At 10:54 06/14/2000 -0700, -Z- wrote:
>> The 1GHz chip from Intel is out?
>Dell got them first, under a Preferred Customer/Most Favored Nation type deal
>with Intel.

        How's the performance? I heard the AMD 1 GHz chip wasn't quite worth
it. How's the Intel chip?

>Correct. Spinning the farmsats introduces another complication, though. The
>produce must now be lifted half a kilometer from the inner hull to the hub.
>Unlike the colony proper, this is up a perfectly vertical face, not a curved
>incline, against a full gee for at least a third of the ascent.

        It's not too difficult a problem to overcome. Either just create a
incline at some point for produce to be moved into the hub, or just have
lifts that can handle the load.

>The reference to freeze-drying was a joke, son.

        I know. (^_^)

>Well, of course, the restroom trip isn't required, as all human waste products
>can be treated and used as fertilizer. And where do you think the coffee comes
>from?

        Direct application of fertilizer? (^_^). The "cup of coffee"
reference wasn't literally meant to be a cup of coffee. It could be
biscuits, cold drinks, etc. Chances are, there will be some small pantry for
the workers to snack from.

>You could convert retired space shuttles into "barns" for the farmsats, just as
>settlers converted boats into barns and even houses a few hundred years ago.

        Nice idea. You can also build them out of any leftover colony
material, since you don't need to worry about things like earthquakes or
tornados tearing the building apart. You just need a roof over your head for
a little while.. =)

>These things are best deployed from low and near Earth orbit, which is where
>they were designed to operate. The Feds controlled that area until the Zeon
>invasion, after which they could have used such a system to control the
>occupied areas, if the Federation didn't blow them up when it became clear
>they'd lost the battle for Earth.

        I was thinking Zeon could have covertly deployed the missiles before
any declaration of war. The missiles are pretty hard to detect, short of
them firing or some spacecraft running literally into them. It's also
possible to hide them as space debris. Bid your time, and you can probably
set up a coverage of Brilliant Pebbles over the major areas of interest.

        It's a heck lot more precise than a colony drop, with much less
political fallout. It's not possible to stop everything coming up, but it's
posssible to stop enough..

>Think of the Earth as a prison yard and the orbiting missiles as the machine
>guns on the guard towers and you won't be far off the mark.

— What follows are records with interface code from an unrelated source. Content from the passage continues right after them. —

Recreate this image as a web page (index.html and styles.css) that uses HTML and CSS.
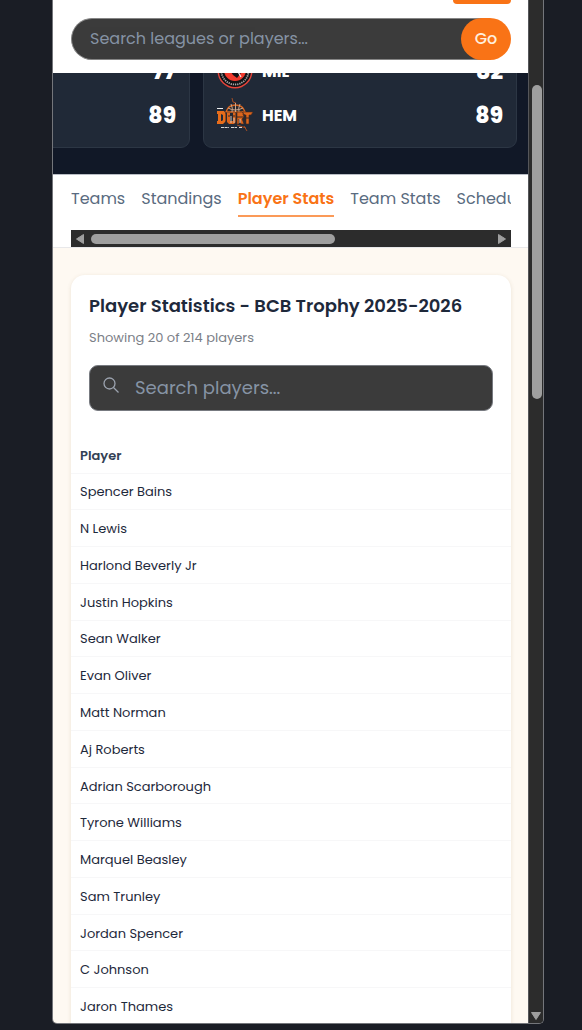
FILE: index.html
```html
<!DOCTYPE html>
<html lang="en">
<head>
<meta charset="utf-8">
<meta name="viewport" content="width=device-width, initial-scale=1">
<title>Player Statistics - BCB Trophy 2025-2026</title>
<link rel="stylesheet" href="styles.css">
</head>
<body>
<div class="device">
  <div class="page">
    <header class="topbar">
      <button class="menu-button" type="button" aria-label="Menu"></button>
      <form class="site-search">
        <input class="site-search-input" type="text" aria-label="Search leagues or players" placeholder="Search leagues or players...">
        <button class="go-button" type="button">Go</button>
      </form>
    </header>

    <section class="scores" aria-label="Scores">
      <article class="game">
        <div class="team"><span class="score">77</span></div>
        <div class="team"><span class="score">89</span></div>
      </article>
      <article class="game">
        <div class="team">
          <svg class="logo" viewBox="0 0 36 36" aria-hidden="true">
            <circle cx="18" cy="18" r="17.500" fill="#e5443a"/>
            <circle cx="18" cy="18" r="16" fill="#111216"/>
            <circle cx="18" cy="18" r="13.500" fill="none" stroke="#a8a8a8" stroke-width="1.800" stroke-dasharray="1.300 .9"/>
            <circle cx="18" cy="17" r="11" fill="#f03a2d"/>
            <path d="M9 12l7 10 4 3 4-5 1-6-3-7-9 1z" fill="#111216"/>
            <path d="M20 17l4 7" stroke="#eee" stroke-width="1.200"/>
          </svg>
          <span class="code">MIL</span>
          <span class="score">82</span>
        </div>
        <div class="team">
          <svg class="logo" viewBox="0 0 36 36" aria-hidden="true">
            <path d="M15 1l1 4 3 1M27 29l3 5M20 28l9 3" fill="none" stroke="#a34e25" stroke-width="1"/>
            <path d="M9 15a10 10 0 0 1 19 0z" fill="#2a2a2e" stroke="#d9651f" stroke-width="1.500"/>
            <path d="M11 11q7 4 15 0M18.500 6v9M14 7q2 4 1 8M23 7q-2 4-1 8" fill="none" stroke="#c9a58c" stroke-width="1"/>
            <path d="M0 11.500h6" stroke="#eee" stroke-width="1"/>
            <path d="M0 14h7l2 3v7l-3 3H0v-3h1v-7H0zM4 17v7h1l1-1v-5z" fill="#e76d1b" fill-rule="evenodd"/>
            <path d="M10 16h3v8h3v-8h3v9l-2 2h-5l-2-2z" fill="#dc651c"/>
            <path d="M20 15h5l2 2v3l-2 2 2 5h-3l-2-5v5h-2zM26 15h10l-2 3h-2v9h-3v-9h-3z" fill="#dc651c" stroke="#4c2a1c" stroke-width=".6"/>
            <path d="M11 19h7M20 20h6M29 21h3M9 15v12M19 15v12M27 17v9" stroke="#3b2822" stroke-width="1"/>
            <path d="M14 19v7M17 21v5M23 22v4" stroke="#cfc7c2" stroke-width="1"/>
            <path d="M4 30.500h8M14 30.500h6M22 30.500h3" stroke="#d7d7d7" stroke-width="1" stroke-dasharray="3 .6"/>
          </svg>
          <span class="code">HEM</span>
          <span class="score">89</span>
        </div>
      </article>
    </section>

    <div class="tabs">
      <nav class="tab-list" aria-label="League sections">
        <a class="tab" href="#teams">Teams</a>
        <a class="tab" href="#standings">Standings</a>
        <a class="tab tab-active" href="#player-stats" aria-current="page">Player Stats</a>
        <a class="tab" href="#team-stats">Team Stats</a>
        <a class="tab" href="#schedule">Schedule</a>
      </nav>
      <div class="hscroll" aria-hidden="true">
        <svg class="arrow" viewBox="0 0 10 12"><path d="M8.500 1.500v9L1.500 6z" fill="#9f9f9f" stroke="#9f9f9f" stroke-linejoin="round"/></svg>
        <div class="htrack"><div class="hthumb"></div></div>
        <svg class="arrow" viewBox="0 0 10 12"><path d="M1.500 1.500v9L8.500 6z" fill="#9f9f9f" stroke="#9f9f9f" stroke-linejoin="round"/></svg>
      </div>
    </div>

    <main class="content">
      <section class="panel" id="player-stats">
        <div class="panel-head">
          <h1 class="title">Player Statistics - BCB Trophy 2025-2026</h1>
          <p class="summary">Showing 20 of 214 players</p>
          <div class="player-search">
            <svg class="search-icon" viewBox="0 0 16 16" aria-hidden="true"><circle cx="6.500" cy="6.500" r="5.500"/><path d="M10.500 10.500l5 5"/></svg>
            <input class="player-input" type="text" aria-label="Search players" placeholder="Search players...">
          </div>
        </div>
        <table class="players">
          <thead><tr><th scope="col">Player</th></tr></thead>
          <tbody>
            <tr><td>Spencer Bains</td></tr>
            <tr><td>N Lewis</td></tr>
            <tr><td>Harlond Beverly Jr</td></tr>
            <tr><td>Justin Hopkins</td></tr>
            <tr><td>Sean Walker</td></tr>
            <tr><td>Evan Oliver</td></tr>
            <tr><td>Matt Norman</td></tr>
            <tr><td>Aj Roberts</td></tr>
            <tr><td>Adrian Scarborough</td></tr>
            <tr><td>Tyrone Williams</td></tr>
            <tr><td>Marquel Beasley</td></tr>
            <tr><td>Sam Trunley</td></tr>
            <tr><td>Jordan Spencer</td></tr>
            <tr><td>C Johnson</td></tr>
            <tr><td>Jaron Thames</td></tr>
          </tbody>
        </table>
      </section>
    </main>
  </div>
  <div class="vscroll" aria-hidden="true">
    <div class="vthumb"></div>
    <svg class="arrow-down" viewBox="0 0 12 10"><path d="M1.500 1.500h9L6 8.500z" fill="#9f9f9f" stroke="#9f9f9f" stroke-linejoin="round"/></svg>
  </div>
</div>
</body>
</html>
```

FILE: styles.css
```css
* {
  box-sizing: border-box;
}

body {
  margin: 0;
  height: 100vh;
  padding: 0 38px 6px 52px;
  overflow: hidden;
  background: #1a1d25;
  font-family: Poppins, Inter, "Open Sans", sans-serif;
  color: #1e293b;
}

input,
button {
  font: inherit;
}

.device {
  display: flex;
  height: 100%;
  overflow: hidden;
  border: 1px solid #74767b;
  border-top: 0;
  border-radius: 0 0 5px 5px;
  background: #2c2c2c;
}

.page {
  flex: 1;
  min-width: 0;
  overflow: hidden;
  background: #fef9f2;
}

.topbar {
  display: flex;
  flex-direction: column;
  padding: 0 17px 13px 18px;
  background: #fff;
}

.menu-button {
  align-self: flex-end;
  width: 58px;
  height: 4px;
  margin-bottom: 14px;
  padding: 0;
  border: 0;
  border-radius: 0 0 8px 8px;
  background: #f97316;
}

.site-search {
  display: flex;
  height: 42px;
}

.site-search-input {
  flex: 1;
  min-width: 0;
  margin-right: -21px;
  padding: 0 18px 2px;
  border: 1px solid #858585;
  border-right: 0;
  border-radius: 21px 0 0 21px;
  background: #3b3b3b;
  font-size: 16px;
  color: #fff;
}

.site-search-input::placeholder,
.player-input::placeholder {
  color: #94a3b8;
  opacity: 0.85;
}

.go-button {
  position: relative;
  width: 50px;
  padding: 0 0 2px;
  border: 0;
  border-radius: 21px;
  background: #f97316;
  font-size: 16px;
  font-weight: 500;
  color: #ffeedd;
}

.scores {
  display: flex;
  align-items: flex-end;
  justify-content: flex-end;
  gap: 13px;
  height: 101px;
  padding: 0 11px 26px;
  overflow: hidden;
  background: #111827;
}

.game {
  display: flex;
  flex: none;
  flex-direction: column;
  gap: 8px;
  width: 314px;
  padding: 13px 13px 14px;
  border: 1px solid #2c3644;
  border-radius: 9px;
  background: #202937;
}

.team {
  display: flex;
  align-items: center;
  gap: 9px;
  height: 36px;
}

.logo {
  width: 36px;
  height: 36px;
}

.code {
  font-size: 16px;
  font-weight: 700;
  color: #fff;
}

.score {
  margin-left: auto;
  font-size: 22px;
  font-weight: 800;
  color: #fff;
}

.tabs {
  padding: 12px 17px 0 18px;
  border-top: 1px solid #b9bdc5;
  border-bottom: 1px solid #e8e8ea;
  background: #fff;
}

.tab-list {
  display: flex;
  gap: 16px;
  overflow: hidden;
  padding-bottom: 13px;
}

.tab {
  flex: none;
  padding-bottom: 4px;
  border-bottom: 2px solid transparent;
  font-size: 16px;
  line-height: 24px;
  color: #596b80;
  text-decoration: none;
}

.tab-active {
  border-color: #fb9a58;
  font-weight: 600;
  color: #f97316;
}

.hscroll {
  display: flex;
  align-items: center;
  gap: 6px;
  height: 17px;
  padding: 0 4px;
  background: #2c2c2c;
}

.arrow {
  width: 10px;
  height: 12px;
}

.htrack {
  flex: 1;
}

.hthumb {
  width: 61%;
  height: 10px;
  border-radius: 5px;
  background: #9f9f9f;
}

.content {
  padding: 27px 17px 0 18px;
}

.panel {
  overflow: hidden;
  padding-bottom: 24px;
  border-radius: 14px;
  background: #fff;
  box-shadow: 0 1px 4px rgba(120, 90, 50, 0.14);
}

.panel-head {
  padding: 18px 18px 26px;
}

.title {
  margin: 0;
  font-size: 18px;
  font-weight: 600;
  line-height: 26px;
  white-space: nowrap;
}

.summary {
  margin: 8px 0 16px;
  font-size: 13px;
  line-height: 22px;
  color: #7b8087;
}

.player-search {
  display: flex;
  align-items: center;
  gap: 16px;
  height: 46px;
  padding: 0 13px 2px;
  border: 1px solid #777a80;
  border-radius: 9px;
  background: #3b3b3b;
}

.search-icon {
  width: 16px;
  height: 16px;
  margin-bottom: 4px;
  fill: none;
  stroke: #9ca3af;
  stroke-width: 1.3;
}

.player-input {
  flex: 1;
  min-width: 0;
  padding: 0;
  border: 0;
  background: transparent;
  font-size: 18px;
  color: #fff;
}

.players {
  width: 100%;
  height: 588px;
  border-collapse: collapse;
  font-size: 13px;
}

.players th,
.players td {
  height: 36px;
  padding: 2px 9px 0;
  border-bottom: 1px solid #f7f7f8;
  text-align: left;
}

.players th {
  font-weight: 600;
  color: #334155;
}

.vscroll {
  display: flex;
  flex: none;
  flex-direction: column;
  align-items: flex-end;
  justify-content: space-between;
  width: 15px;
  padding: 85px 1px 2px 0;
  border-left: 1px solid #55565a;
  background: #2c2c2c;
}

.vthumb {
  width: 10px;
  height: 314px;
  border-radius: 5px;
  background: #9f9f9f;
}

.arrow-down {
  width: 12px;
  height: 10px;
}
```
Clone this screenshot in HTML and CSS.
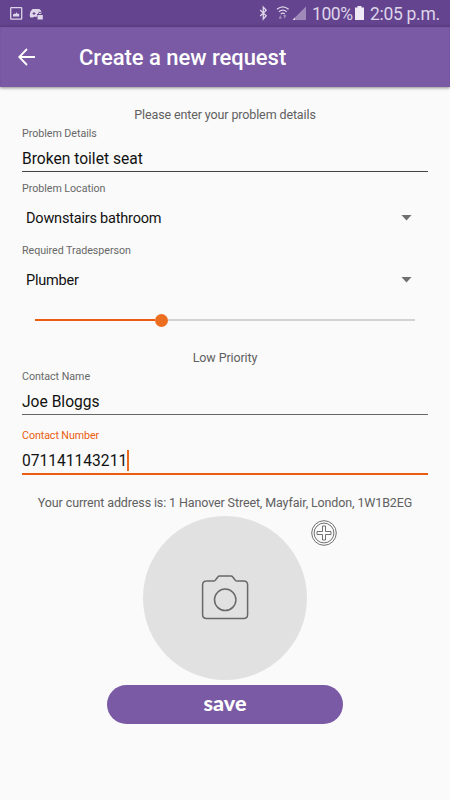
FILE: index.html
```html
<!DOCTYPE html>
<html lang="en">
<head>
<meta charset="utf-8">
<title>Create a new request</title>
<link rel="stylesheet" href="styles.css">
</head>
<body>
<div class="status">
  <svg class="status-left" width="36" height="16" viewBox="0 0 36 16">
    <rect x="1.700" y="1.700" width="11" height="11.500" rx=".6" fill="none" stroke="currentColor" stroke-width="1.300"/>
    <path d="M4 10.500V8.500l1.500-1L6.500 8l1-1.800L8.700 8l1.500-.5v3z" fill="currentColor"/>
    <path d="M23.500 3h6c2 0 3 2 3.500 5H28v2.700h-3l-1 .8h-2.500C20.500 11 20.500 8 21.500 5.500z" fill="currentColor"/>
    <path d="M25 6v3M23.500 7.500h3" stroke="#64448f" stroke-width="1"/>
    <path d="M29.500 9V7.700a1.500 1.500 0 0 1 3 0V9" fill="none" stroke="#64448f"/>
    <rect x="28.500" y="9" width="5.300" height="4.500" fill="currentColor"/>
  </svg>
  <div class="status-right">
    <svg class="signals" width="50" height="16" viewBox="0 0 50 16">
      <path d="M1.200 5l6 5.800L4.300 14V2.200l2.900 3L1.200 11" fill="none" stroke="currentColor" stroke-width="1.300"/>
      <path d="M18 4.300q5.800-4.800 11.600 0M19.900 6.800q3.900-3.200 7.800 0M21.800 9q2-1.600 4 0" fill="none" stroke="currentColor" stroke-width="1.300"/>
      <path d="M19.700 13.800L21.300 10l1.600 3.800zM24.200 10h3.200l-1.600 3.800z" fill="currentColor" opacity=".5"/>
      <path d="M33.500 15L47 1.500V15z" fill="currentColor" opacity=".48"/>
      <path d="M33.500 15h2.500v-2.500z" fill="currentColor"/>
    </svg>
    <span class="percent">100%</span>
    <svg class="battery" width="9" height="14" viewBox="0 0 9 14"><path d="M0 1.500h2.500V0h4v1.500H9V14H0z" fill="currentColor"/></svg>
    <span class="clock">2:05 p.m.</span>
  </div>
</div>
<header class="appbar">
  <svg width="18" height="18" viewBox="0 0 18 18"><path d="M17 9H1.200M9 1L1.200 9l7.800 8" fill="none" stroke="#fff" stroke-width="1.800"/></svg>
  <h1>Create a new request</h1>
</header>
<main class="form">
  <p class="note intro"><span>Please enter your problem details</span></p>
  <label class="label label-details">Problem Details</label>
  <div class="input input-details">Broken toilet seat</div>
  <label class="label label-location">Problem Location</label>
  <div class="spinner spinner-location"><span>Downstairs bathroom</span><i class="caret"></i></div>
  <label class="label label-trade">Required Tradesperson</label>
  <div class="spinner spinner-trade"><span>Plumber</span><i class="caret"></i></div>
  <div class="slider"><i class="done"></i><i class="thumb"></i><i class="rest"></i></div>
  <p class="note priority">Low Priority</p>
  <label class="label label-name">Contact Name</label>
  <div class="input input-name">Joe Bloggs</div>
  <label class="label label-number">Contact Number</label>
  <div class="input input-number"><span>071141143211</span><i class="cursor"></i></div>
  <p class="note address"><span>Your current address is: 1 Hanover Street, Mayfair, London, 1W1B2EG</span></p>
  <div class="photo">
    <svg width="48" height="46" viewBox="0 0 48 46" fill="none" stroke="#686868" stroke-width="1.500">
      <path d="M5.500 6H13q1 0 1.500-1l2.300-3q.7-1 2-1h11q1.300 0 2 1l2.300 3q.5 1 1.500 1h7q4 0 4 4v29.500q0 4-4 4h-37q-4 0-4-4V10q0-4 4-4z"/>
      <circle cx="24.200" cy="24.800" r="10.700"/>
    </svg>
    <svg class="add" width="26" height="26" viewBox="0 0 26 26" fill="none" stroke="#707070" stroke-width="1">
      <circle cx="13" cy="13" r="12.300"/><circle cx="13" cy="13" r="9.900"/>
      <path d="M11.500 6h3v5.500H20v3h-5.500V20h-3v-5.500H6v-3h5.500z"/>
    </svg>
  </div>
  <button class="save">save</button>
</main>
</body>
</html>
```
FILE: styles.css
```css
* { box-sizing: border-box; }
body { margin: 0; width: 450px; height: 800px; overflow: hidden; background: #fafafa; font-family: Roboto, sans-serif; color: #111; }
i { display: block; }
.status { height: 26px; background: #64448f; color: #ded5e9; display: flex; justify-content: space-between; padding: 0 11px 0 9px; }
.status-left { margin-top: 6px; }
.status-right { display: flex; align-items: flex-start; }
.signals { margin: 5px 3px 0 0; }
.percent, .clock { font-size: 17.500px; line-height: 28px; white-space: nowrap; }
.percent { width: 41px; letter-spacing: -.4px; }
.battery { margin: 6px 6px 0 2px; color: #f0eaf7; }
.clock { width: 69px; letter-spacing: -.3px; }
.appbar { height: 61px; background: #7a5aa5; display: flex; align-items: center; padding: 1px 18px 0; box-shadow: inset 0 1px 1px #593b81, 0 1px 3px rgba(0,0,0,.45); }
h1 { margin: 2px 0 0 43px; font-size: 22px; line-height: 28px; font-weight: 500; letter-spacing: -.03px; color: #fff; white-space: nowrap; }
.form { padding: 17px 22px 0; display: flex; flex-direction: column; }
.note { margin: 0; font-size: 12.500px; letter-spacing: -.12px; color: #606060; text-align: center; white-space: nowrap; display: flex; justify-content: center; }
.intro { height: 20px; line-height: 21px; }
.priority { height: 16px; line-height: 17px; }
.address { height: 40px; line-height: 55px; }
.label { font-size: 10.700px; letter-spacing: -.04px; color: #686868; }
.label-details { height: 18px; line-height: 20px; }
.label-location { height: 32px; line-height: 34px; }
.label-trade { height: 37px; line-height: 39px; }
.label-name { height: 23px; line-height: 24px; }
.label-number { height: 40px; line-height: 42px; letter-spacing: -.08px; color: #ea5d10; }
.input { font-size: 15.600px; border-bottom: 1px solid #444; white-space: nowrap; }
.input-details { height: 30px; line-height: 34px; }
.input-name { height: 27px; line-height: 28px; border-color: #666; }
.input-number { height: 20px; border-bottom: 2px solid #ea5d10; display: flex; line-height: 12px; }
.cursor { width: 2px; height: 21px; margin-top: -5px; background: #ea6a20; }
.spinner { font-size: 14.500px; letter-spacing: -.2px; padding: 0 16px 0 4px; display: flex; align-items: center; justify-content: space-between; }
.spinner-location { height: 27px; }
.spinner-trade { height: 23px; }
.spinner span { margin-top: 2px; }
.caret { width: 11px; height: 6px; background: #707070; clip-path: polygon(0 0, 100% 0, 50% 100%); }
.slider { height: 58px; display: flex; align-items: center; padding: 0 13px; }
.done { width: 120px; height: 2px; background: #ea5d10; }
.thumb { width: 13px; height: 13px; border-radius: 50%; background: #eb6e21; }
.rest { flex: 1; height: 2px; background: #d2d2d2; }
.photo { position: relative; width: 164px; height: 164px; margin: 1px auto 0; border-radius: 50%; background: #e1e1e1; display: flex; align-items: center; justify-content: center; }
.add { position: absolute; left: 168px; top: 4px; }
.save { width: 236px; height: 39px; margin: 5px auto 0; border: 0; border-radius: 20px; background: #7a5aa5; color: #fff; font: 900 21.500px/36px Lato, sans-serif; padding: 0 0 3px; }
```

The gravity well
>is the prison wall.

        Basically the same idea I had. Primarily, since IIRC the major MS
factories are on Earth (with some production capabilities at Luna II and on
the Moon), Zeon could make things very difficult for the Federation forces
in space if they could prevent material and manpower from getting into space.

>The original concept was to minimize collateral damage by concentrating on the
>command and control channels.

        Interesting idea. But the major flaw is if the commanders fall back
onto runners for local operations, and use remote transmissions for others.
Of course, this would seriously hamper military operations, which would help
the side with the Brillant Pebbles.

        A thought: for a LEO satelite (which this thing basically is, until
it decides to fall out of the sky...) to detect radio transmissions, the
transmitter must be broadcasting long and loud. This kind of transmissions
are likely to be strategic command posts, right? So, in a sense, these
Brillant Pebbles are a hunter-killer weapon designed to go for the big heads..

        On a battlefield situation (frontline), I suspect the Pebbles will
have problems locking on to the enemy commanders. In this case, I think a
general bombardment of the enemy lines is a better idea. It's one heck of an
artilery piece, after all; anything near the impact point will be pretty
shaken up, if they survive.

>Not so good if you end up losing, as such an impact is impossible to forget
>and, for most, almost as diffficult to forgive.

        Something I could never figured out about Operation British. Zeon
killed off all the inhabitants of the colonies, right? In essense, they are
slaugthering people who might have been sympathizing with Side 3's -- more
accurately, Daikun's idealogy. Worse, they are showing the other colonies of
other Sides that they would not hesitate to murder them if their High
Command deem it necessary.

        Won't this have incited major objections within the other Sides? I
could understand if Side 3 didn't have much objections; the media reports
there were probably filtered, and most of Side 3 would believe in their
"manifest destiny" anyway..

        But won't the other Sides come down firmly on the Federation side
because of this? No matter what kind of oppression the Federation might
inflict on the colonies, at least they won't gas an entire colony..

        And yet we see the neutrality of Side 6, and on most part, it seems
that a lot of the Federation manpower in space is not from the Sides,
although I can be mistaken here. Is Daikun's idealogy that attractive to the
colonies?

        Operation British is somewhat shortsighted. The politcal
ramification of murdering the entire population of a cylinder to achieve a
dubious military objective -- how effective is the colony drop, anyway? --
can mean that even if Zeon had won against the Federation, nobody would dare
to win them as a kind master. The destruction Zeon wrought to bring a New
Age to mankind was just too drastic.

-------------
Lim Jyue
ICQ: 24737555

I am careful not to confuse excellence with perfection.
Excellence I can reach for; perfection is God's business.